La differenza la fa il palato dello Chef. Sempre. In una scena gastronomica in cui a latitare non sono certo prodotti, tecnica, trovate commerciali e capacità d’investimento, a segnare il solco fra “bravo, quello!” e i fuoriclasse è l’abilità di saper leggere e interpretare l’ingrediente per creare e ricreare mondi, suggestioni, percorsi gustativi a partire da esso. È sua maestà il palato a discriminare, in una preparazione giocata sull’equilibrio, il piatto d’alta scuola da quello scolastico, così come in una creazione gustativamente spinta, sarà sempre il palato a fare la differenza, a parità di audacia, fra il piatto vertiginoso e quello fuori giri. Ogni volta che ci sediamo ai tavoli de I Masanielli non possiamo fare a meno di considerare, talvolta ancor prima della tonante bontà della pizza, che dall’altra parte del pass c’è un palato formidabile.

Francesco Martucci, non pago di avere suggellato – non per primo e con una buona parte del “lavoro sporco” già svolto dai maestri della generazione precedente, certamente! – la capacità della Campania di emanciparsi dal fardello della tradizione a ogni costo, ha iniziato da tempo ad ampliare il fronte gustativo della pizza. Appassionato gourmet, negli ultimi tempi si è impegnato ad approfondire la conoscenza dei grandi ristoranti contemporanei girando come una trottola nei giorni di chiusura del locale.

Palato, dicevamo, di rara sensibilità, non ha impiegato molto per trasferire sulle proprie pizze le esperienze accumulate.  A I Masanielli, così, l’interesse squisitamente gastronomico, lo stesso che condurrebbe l’appassionato in una delle non poche tavole stimolanti della Regione, ha assunto nel tempo un’importanza pari al lavoro sull’impasto. Nell’ultimo anno, tuttavia, abbiamo assistito a una poderosa accelerazione del processo e il menù degustazione, ancora appena accennato in carta ma destinato presumibilmente ad occupare un ruolo centrale nel prossimo futuro, può essere considerato un primo tentativo di sintesi di quanto Martucci abbia finora rielaborato. 

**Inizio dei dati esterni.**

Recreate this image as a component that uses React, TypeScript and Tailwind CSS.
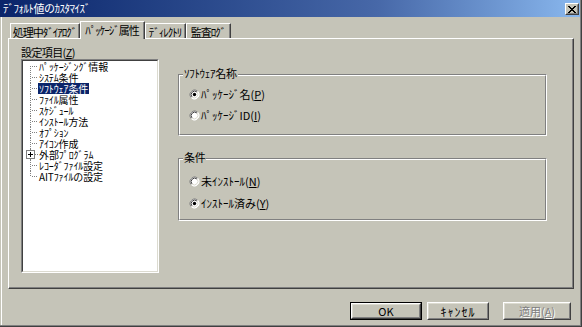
import React from "react";

const CLOSE_PX: [number, number][] = [
  [0, 0], [1, 0], [6, 0], [7, 0],
  [1, 1], [2, 1], [5, 1], [6, 1],
  [2, 2], [3, 2], [4, 2], [5, 2],
  [3, 3], [4, 3],
  [2, 4], [3, 4], [4, 4], [5, 4],
  [1, 5], [2, 5], [5, 5], [6, 5],
  [0, 6], [1, 6], [6, 6], [7, 6],
];

function CloseButton() {
  return (
    <div className="self-start mt-[3px] w-[14px] h-[12px] bg-[#c5c4b8] border border-t-white border-l-white border-r-[#404040] border-b-[#404040]">
      <div className="w-full h-full flex items-center justify-center border border-t-[#c5c4b8] border-l-[#c5c4b8] border-r-[#808080] border-b-[#808080]">
        <svg width="8" height="7" viewBox="0 0 8 7" shapeRendering="crispEdges">
          {CLOSE_PX.map(([x, y], i) => (
            <rect key={i} x={x} y={y} width="1" height="1" fill="#000" />
          ))}
        </svg>
      </div>
    </div>
  );
}

function Radio({ checked }: { checked?: boolean }) {
  return (
    <svg width="11" height="11" viewBox="0 0 11 11" className="shrink-0">
      <circle cx="5.5" cy="5.5" r="4.5" fill="#ffffff" />
      <path d="M2.32 8.68 A4.5 4.5 0 0 1 8.68 2.32" fill="none" stroke="#808080" strokeWidth="1" />
      <path d="M8.68 2.32 A4.5 4.5 0 0 1 2.32 8.68" fill="none" stroke="#ffffff" strokeWidth="1" />
      <path d="M3.03 7.97 A3.5 3.5 0 0 1 7.97 3.03" fill="none" stroke="#404040" strokeWidth="1" />
      <path d="M7.97 3.03 A3.5 3.5 0 0 1 3.03 7.97" fill="none" stroke="#dcdbd0" strokeWidth="1" />
      {checked && <circle cx="5.5" cy="5.5" r="1.7" fill="#000000" />}
    </svg>
  );
}

function RadioRow({
  checked,
  label,
  mnemonic,
}: {
  checked?: boolean;
  label: string;
  mnemonic: string;
}) {
  return (
    <div className="flex items-center h-[13px] gap-[1px]">
      <Radio checked={checked} />
      <span className="text-[11px] leading-[13px] whitespace-nowrap">
        {label}(<span className="underline">{mnemonic}</span>)
      </span>
    </div>
  );
}

type Pos = "first" | "mid" | "last";

function TreeRow({
  label,
  pos,
  selected,
  plus,
}: {
  label: string;
  pos: Pos;
  selected?: boolean;
  plus?: boolean;
}) {
  const y1 = pos === "first" ? 5 : 0;
  const y2 = pos === "last" ? 6 : 11;
  return (
    <div className="flex h-[11px] items-center">
      <svg width="15" height="11" viewBox="0 0 15 11" className="shrink-0" shapeRendering="crispEdges">
        <line x1="7.5" y1={y1} x2="7.5" y2={y2} stroke="#808080" strokeWidth="1" strokeDasharray="1 1" />
        <line x1={plus ? 12 : 9} y1="5.5" x2="15" y2="5.5" stroke="#808080" strokeWidth="1" strokeDasharray="1 1" />
        {plus && (
          <g>
            <rect x="3.5" y="1.5" width="8" height="8" fill="#ffffff" stroke="#808080" strokeWidth="1" />
            <line x1="5" y1="5.5" x2="10" y2="5.5" stroke="#000" strokeWidth="1" />
            <line x1="7.5" y1="3" x2="7.5" y2="8" stroke="#000" strokeWidth="1" />
          </g>
        )}
      </svg>
      <span
        className={
          selected
            ? "bg-[#0a246a] text-white px-px h-[11px] leading-[11px] text-[10px] tracking-[-0.1px] whitespace-nowrap"
            : "px-px h-[11px] leading-[11px] text-[10px] tracking-[-0.1px] whitespace-nowrap"
        }
      >
        {label}
      </span>
    </div>
  );
}

function Btn({
  children,
  className,
  def,
}: {
  children: React.ReactNode;
  className: string;
  def?: boolean;
}) {
  return (
    <div className={className + (def ? " border border-black" : "")}>
      <div className="w-full h-full border border-t-white border-l-white border-r-[#404040] border-b-[#404040]">
        <div className="w-full h-full flex items-center justify-center border border-t-[#dcdbd0] border-l-[#dcdbd0] border-r-[#808080] border-b-[#808080]">
          {children}
        </div>
      </div>
    </div>
  );
}

function GroupBox({
  title,
  className,
  children,
}: {
  title: string;
  className: string;
  children: React.ReactNode;
}) {
  return (
    <div
      className={
        "relative border border-t-[#808080] border-l-[#808080] border-r-white border-b-white " +
        className
      }
    >
      <div className="w-full h-full border border-t-white border-l-white border-r-[#808080] border-b-[#808080]">
        {children}
      </div>
      <span className="absolute left-[4px] top-[-8px] px-px bg-[#c5c4b8] text-[11px] leading-[13px] tracking-[-0.3px] whitespace-nowrap">
        {title}
      </span>
    </div>
  );
}

const TREE: { label: string; selected?: boolean; plus?: boolean }[] = [
  { label: "ﾊﾟｯｹｰｼﾞﾝｸﾞ情報" },
  { label: "ｼｽﾃﾑ条件" },
  { label: "ｿﾌﾄｳｪｱ条件", selected: true },
  { label: "ﾌｧｲﾙ属性" },
  { label: "ｽｹｼﾞｭｰﾙ" },
  { label: "ｲﾝｽﾄｰﾙ方法" },
  { label: "ｵﾌﾟｼｮﾝ" },
  { label: "ｱｲｺﾝ作成" },
  { label: "外部ﾌﾟﾛｸﾞﾗﾑ", plus: true },
  { label: "ﾚｺｰﾀﾞﾌｧｲﾙ設定" },
  { label: "AITﾌｧｲﾙの設定" },
];

export default function App() {
  return (
    <div className="font-['Noto_Sans_CJK_JP','Noto_Sans_CJK_SC',sans-serif] w-[582px] h-[327px] bg-[#c5c4b8] text-black overflow-hidden">
      <div className="w-full h-full border-r border-b border-r-[#404040] border-b-[#404040]">
        <div className="w-full h-full flex flex-col border-r border-b border-r-[#808080] border-b-[#808080]">
          {/* Title bar */}
          <div className="h-[17px] shrink-0 flex justify-between bg-linear-to-r from-[#0a246a] via-[#4768a8] via-65% to-[#8ab8ee] pl-[3px] pr-[1px]">
            <span className="text-white text-[11px] leading-[17px] tracking-[-0.5px] whitespace-nowrap">
              ﾃﾞﾌｫﾙﾄ値のｶｽﾀﾏｲｽﾞ
            </span>
            <CloseButton />
          </div>

          {/* Body */}
          <div className="flex-1 flex flex-col ml-px border-l border-l-white">
            {/* Tabs */}
            <div className="h-[21px] shrink-0 flex items-end pl-[8px]">
              <div className="w-[70px] h-[15px] border-t border-l border-t-white border-l-white border-r border-r-[#404040]">
                <div className="w-full h-full flex items-center justify-center pt-[2px] border-r border-r-[#808080] text-[11px] leading-[13px] tracking-[-1px] whitespace-nowrap">
                  処理中ﾀﾞｲｱﾛｸﾞ
                </div>
              </div>
              <div className="relative z-10 -mb-px w-[65px] h-[18px] bg-[#c5c4b8] border-t border-l border-t-white border-l-white border-r border-r-[#404040]">
                <div className="w-full h-full flex items-center justify-center border-r border-r-[#808080] text-[11px] leading-[13px] tracking-[-1px] whitespace-nowrap">
                  ﾊﾟｯｹｰｼﾞ属性
                </div>
              </div>
              <div className="w-[41px] h-[15px] border-t border-l border-t-white border-l-white border-r border-r-[#404040]">
                <div className="w-full h-full flex items-center justify-center pt-[2px] border-r border-r-[#808080] text-[11px] leading-[13px] tracking-[-1px] whitespace-nowrap">
                  ﾃﾞｨﾚｸﾄﾘ
                </div>
              </div>
              <div className="w-[45px] h-[15px] border-t border-l border-t-white border-l-white border-r border-r-[#404040]">
                <div className="w-full h-full flex items-center justify-center pt-[2px] border-r border-r-[#808080] text-[11px] leading-[13px] tracking-[-1px] whitespace-nowrap">
                  監査ﾛｸﾞ
                </div>
              </div>
            </div>

            {/* Tab panel */}
            <div className="ml-[6px] w-[566px] h-[251px] shrink-0 flex border-t border-l border-t-white border-l-white border-r border-b border-r-[#404040] border-b-[#404040]">
              <div className="flex-1 flex border-r border-b border-r-[#808080] border-b-[#808080]">
                {/* Left column */}
                <div className="ml-[12px] pt-[7px] w-[138px] flex flex-col">
                  <div className="h-[13px] text-[11px] leading-[13px] tracking-[-0.6px] whitespace-nowrap">
                    設定項目(<span className="underline">Z</span>)
                  </div>
                  <div className="h-[214px] border border-t-[#808080] border-l-[#808080] border-r-white border-b-white">
                    <div className="w-full h-full bg-white border border-t-[#404040] border-l-[#404040] border-r-[#dcdbd0] border-b-[#dcdbd0]">
                      {TREE.map((t, i) => (
                        <TreeRow
                          key={i}
                          label={t.label}
                          selected={t.selected}
                          plus={t.plus}
                          pos={i === 0 ? "first" : i === TREE.length - 1 ? "last" : "mid"}
                        />
                      ))}
                    </div>
                  </div>
                </div>

                {/* Right column */}
                <div className="ml-[19px] pt-[35px] w-[369px] flex flex-col">
                  <GroupBox title="ｿﾌﾄｳｪｱ名称" className="h-[62px]">
                    <div className="pt-[12px] pl-[9px] flex flex-col gap-[8px]">
                      <RadioRow checked label="ﾊﾟｯｹｰｼﾞ名" mnemonic="P" />
                      <RadioRow label="ﾊﾟｯｹｰｼﾞID" mnemonic="I" />
                    </div>
                  </GroupBox>
                  <GroupBox title="条件" className="h-[63px] mt-[22px]">
                    <div className="pt-[15px] pl-[9px] flex flex-col gap-[9px]">
                      <RadioRow label="未ｲﾝｽﾄｰﾙ" mnemonic="N" />
                      <RadioRow checked label="ｲﾝｽﾄｰﾙ済み" mnemonic="Y" />
                    </div>
                  </GroupBox>
                </div>
              </div>
            </div>

            {/* Buttons */}
            <div className="mt-[13px] h-[18px] shrink-0 flex justify-end pr-[9px]">
              <Btn className="w-[72px] h-[18px]" def>
                <span className="text-[11px] leading-[13px]">OK</span>
              </Btn>
              <Btn className="ml-[5px] w-[62px] h-[18px]">
                <span className="text-[12px] leading-[13px] tracking-[1px]">ｷｬﾝｾﾙ</span>
              </Btn>
              <Btn className="ml-[14px] w-[68px] h-[18px]">
                <span className="text-[11px] leading-[13px] text-[#808080] [text-shadow:1px_1px_0_#ffffff]">
                  適用(<span className="underline">A</span>)
                </span>
              </Btn>
            </div>
          </div>
        </div>
      </div>
    </div>
  );
}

Ciò che distingue questo percorso da ogni altra sequenza di pizze da noi degustata altrove è, innanzitutto, l’evidente intenzione da parte di Martucci di proporsi come parte attiva nel processo di costruzione del gusto degli anni a venire e di non accontentarsi di una gourmetificazione della pizza. Non sono l’ingrediente di pregio o la riesposizione di un classico internazionale o di una ricetta regionale a reclamare per la pizza il rango gastronomico, qui, ma l’idea che lo spicchio sia esso stesso il piatto: originale, contemporaneo e sferzante. In linea con molte delle migliori tavole odierne, ai Masanielli si ama giocare con amari e acidità, con fermentazioni e contrasti vividi cui la lievità del morso di pizza conferisce talora lunghezza, soprattutto quando gli spicchi serviti hanno subito la sola cottura al forno, e altrove tridimensionalità con il crunch e la maggiore tensione palatale degli impasti in tre cotture (vapore, fritta e poi in forno).

Un palato formidabile

Data la linea, il resto lo fa, come dicevamo in apertura, il palato. Tra i morsi travolgenti come quello dei Ricci di mare con la cicoria e la golosa intelligenza dei “Fiori di zucca al quadrato” citiamo, allora, l’accostamento di Mozzarella di Bufala, capasanta, polline d’api e plancton: un gioco splendidamente costruito, con un effetto di rara eleganza, sulla tenue e sorprendente sfumatura fra mollusco e polline, con la mozzarella ad amplificare e il plancton a cesellare la punta iodata. Alla sequenza, invero priva di cali di tensione, appongono il punto esclamativo i dessert di Lilia Colonna, imperdibile conclusione di ogni esperienza a questa tavola e, in coda al percorso guidato, anch’essi in serviti in rapida carrellata.

Il menù degustazione, naturalmente, ha un costo che non è paragonabile a quello della – strepitosa, come le pizze dei nostri due piccoli commensali ci hanno comunque ricordato – proposta usuale de I Masanielli. La nobiltà e la concentrazione di ingredienti sugli spicchi che vengono serviti sono infatti assai superiori, come del resto va considerato come ogni passaggio, a prescindere dal numero di commensali, richieda la cottura di un intero disco di pasta: sarebbe pertanto sterile azzardare ogni confronto fra le due esperienze da un punto di vista economico come, del resto, dal punto di vista gastronomico. Preferiamo così pensare che, pur seduti al tavolo di una pizzeria, si possa fare un’esperienza degna di un grande ristorante e come tale scegliamo di valutarla, come pure abbiamo fatto al cospetto di altre proposte similari, in attesa di vedere se questa proposta possa trovare, anche dal punto di vista della collocazione nel contesto del locale, una propria autonomia.